Research note
Trial-use-and-return at brīvbode: empirical cluster
Empirical material on the “take it, try it, bring it back if it doesn’t work out” pattern at brīvbode.
Strongest fieldnote excerpt — explicitly theorizes the dynamic: #4E2VYM “Daļu lietu gan nesu atpakaļ, ja tās neiedzīvojās. Tādā ziņā ir sajūta, ka paņemšanas vieglums mazina pienākuma sajūtu – var taču atnest atpakaļ, ja kaut kas nepatiks vai neiedzīvosies.” Shorter twin: #S5LQMH Coded under Notions of value, ownership.
In-shop reversal of divestment (related but not identical): #B9SYXA / #H6J2GM / #PWWDR8 — bringing a heap, then putting some items back in the bag because they seem too worn.
Interview counterpoint — Laura L. #7HCDFT (row 1341): confirms the trial pattern exists for her but says she routes failed items to textile containers, NOT back to brīvbode. Useful for showing the practice is not universal and that the “return loop” depends on perceived appropriateness.
Adjacent: Agate #8JAR35 / #HXFBJD — returning graphic t-shirts after a style change, not strictly trial-and-return but same divestment-after-failed-fit logic.
Literature to anchor the analysis:
Kuppinger #2XFMKE thrift store as “lending library” (Christmas decorations used one season, re-donated).

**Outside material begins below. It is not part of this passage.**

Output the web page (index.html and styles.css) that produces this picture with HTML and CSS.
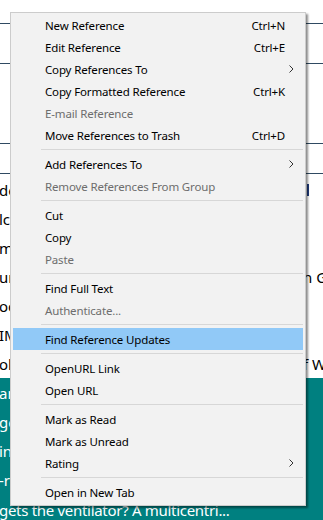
FILE: index.html
```html
<!DOCTYPE html>
<html lang="en">
<head>
    <meta charset="UTF-8">
    <meta name="viewport" content="width=device-width, initial-scale=1.0">
    <title>References</title>
    <link rel="stylesheet" href="styles.css">
</head>
<body>

<div class="app">
    <div class="bar bar-top"></div>
    <div class="bar bar-tools"></div>
    <div class="bar bar-group"></div>
    <div class="bar bar-head"></div>

    <div class="list">
        <div class="ref"><span class="title">des</span><span class="side"><span class="mark"></span></span></div>
        <div class="ref"><span class="title">lco</span><span class="side"></span></div>
        <div class="ref"><span class="title">mo</span><span class="side"></span></div>
        <div class="ref"><span class="title">ur</span><span class="side">n Gr</span></div>
        <div class="ref"><span class="title">oc</span><span class="side"></span></div>
        <div class="ref"><span class="title">IM</span><span class="side"></span></div>
        <div class="ref"><span class="title">ol</span><span class="side">f W</span></div>
        <div class="ref selected"><span class="title">an</span><span class="side"></span></div>
        <div class="ref selected"><span class="title">ge</span><span class="side"></span></div>
        <div class="ref selected"><span class="title">in</span><span class="side"></span></div>
        <div class="ref selected"><span class="title">-r</span><span class="side"></span></div>
        <div class="ref selected"><span class="title last">gets the ventilator? A multicentri...</span><span class="side"></span></div>
    </div>
</div>

<div class="menu">
    <div class="item"><span>New Reference</span><span class="key">Ctrl+N</span><span></span></div>
    <div class="item"><span>Edit Reference</span><span class="key">Ctrl+E</span><span></span></div>
    <div class="item"><span>Copy References To</span><span class="key"></span><span class="arrow"><svg width="5" height="8" viewBox="0 0 5 8"><polyline points="0.5,0.5 4,4 0.5,7.5" fill="none" stroke="#333" stroke-width="1"/></svg></span></div>
    <div class="item"><span>Copy Formatted Reference</span><span class="key">Ctrl+K</span><span></span></div>
    <div class="item disabled"><span>E-mail Reference</span><span class="key"></span><span></span></div>
    <div class="item"><span>Move References to Trash</span><span class="key">Ctrl+D</span><span></span></div>
    <div class="sep"></div>
    <div class="item"><span>Add References To</span><span class="key"></span><span class="arrow"><svg width="5" height="8" viewBox="0 0 5 8"><polyline points="0.5,0.5 4,4 0.5,7.5" fill="none" stroke="#333" stroke-width="1"/></svg></span></div>
    <div class="item disabled"><span>Remove References From Group</span><span class="key"></span><span></span></div>
    <div class="sep"></div>
    <div class="item"><span>Cut</span><span class="key"></span><span></span></div>
    <div class="item"><span>Copy</span><span class="key"></span><span></span></div>
    <div class="item disabled"><span>Paste</span><span class="key"></span><span></span></div>
    <div class="sep"></div>
    <div class="item"><span>Find Full Text</span><span class="key"></span><span></span></div>
    <div class="item disabled"><span>Authenticate...</span><span class="key"></span><span></span></div>
    <div class="sep"></div>
    <div class="item active"><span>Find Reference Updates</span><span class="key"></span><span></span></div>
    <div class="sep"></div>
    <div class="item"><span>OpenURL Link</span><span class="key"></span><span></span></div>
    <div class="item"><span>Open URL</span><span class="key"></span><span></span></div>
    <div class="sep"></div>
    <div class="item"><span>Mark as Read</span><span class="key"></span><span></span></div>
    <div class="item"><span>Mark as Unread</span><span class="key"></span><span></span></div>
    <div class="item"><span>Rating</span><span class="key"></span><span class="arrow"><svg width="5" height="8" viewBox="0 0 5 8"><polyline points="0.5,0.5 4,4 0.5,7.5" fill="none" stroke="#333" stroke-width="1"/></svg></span></div>
    <div class="sep"></div>
    <div class="item"><span>Open in New Tab</span><span class="key"></span><span></span></div>
</div>

</body>
</html>
```

FILE: styles.css
```css
body {
    margin: 0;
    background-color: #fff;
    font-family: "Noto Sans", Arial, sans-serif;
    overflow: hidden;
}

.app {
    width: 323px;
    height: 520px;
    overflow: hidden;
}

.bar {
    border-bottom: 1px solid #2f4a62;
    box-sizing: border-box;
}

.bar-top {
    height: 24px;
}

.bar-tools {
    height: 40px;
}

.bar-group {
    height: 80px;
}

.bar-head {
    height: 30px;
}

.list {
    padding-top: 1px;
}

.ref {
    display: grid;
    grid-template-columns: 1fr 20px;
    height: 29px;
    align-items: center;
    font-size: 15px;
    color: #000;
    white-space: nowrap;
}

.ref.selected {
    background-color: #008080;
    color: #fff;
}

.title {
    overflow: hidden;
    margin-left: -1px;
}

.title.last {
    letter-spacing: -0.3px;
    padding-top: 2px;
}

.side {
    overflow: hidden;
    display: flex;
    align-items: center;
}

.mark {
    display: block;
    width: 2px;
    height: 12px;
    margin-left: 4px;
    background-color: #1f3a7a;
}

/* context menu */
.menu {
    position: absolute;
    left: 10px;
    top: 12px;
    width: 296px;
    box-sizing: border-box;
    background-color: #f2f2f2;
    border: 1px solid #cccccc;
    padding: 1px 2px 2px 2px;
    box-shadow: 2px 2px 2px rgba(0, 0, 0, 0.45);
    font-size: 11.5px;
    letter-spacing: -0.15px;
    color: #000;
}

.item {
    display: grid;
    grid-template-columns: 1fr auto 18px;
    align-items: center;
    height: 22px;
    padding-left: 32px;
}

.item.disabled {
    color: #6d6d6d;
}

.item.active {
    background-color: #91c9f7;
}

.key {
    text-align: right;
}

.arrow {
    display: flex;
    align-items: center;
    padding-left: 4px;
}

.sep {
    height: 1px;
    background-color: #d7d7d7;
    margin: 3px 0 3px 28px;
}
```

Larsen #QENW9F customers who buy and re-donate, sometimes with the price tag still on.
Ieva’s own draft #SJ8XW2 already frames the conceptual stakes via Vaughan et al. (2007) milk-bottle stewardship vs. Bardhi & Eckhardt (2012) on less care for sequentially accessed goods. The brīvbode case sits between these: low ownership commitment, but the easy-return option becomes constitutive of how people decide to take in the first place.
Anchor quote in the open spreadsheet #CEFJRX Agnese Z.) is about the inverse direction — divestment hesitation around items that might still recoup value — so it pairs well with #4E2VYM as a contrast: when value can still be recouped → friction; when nothing is at stake → easy return.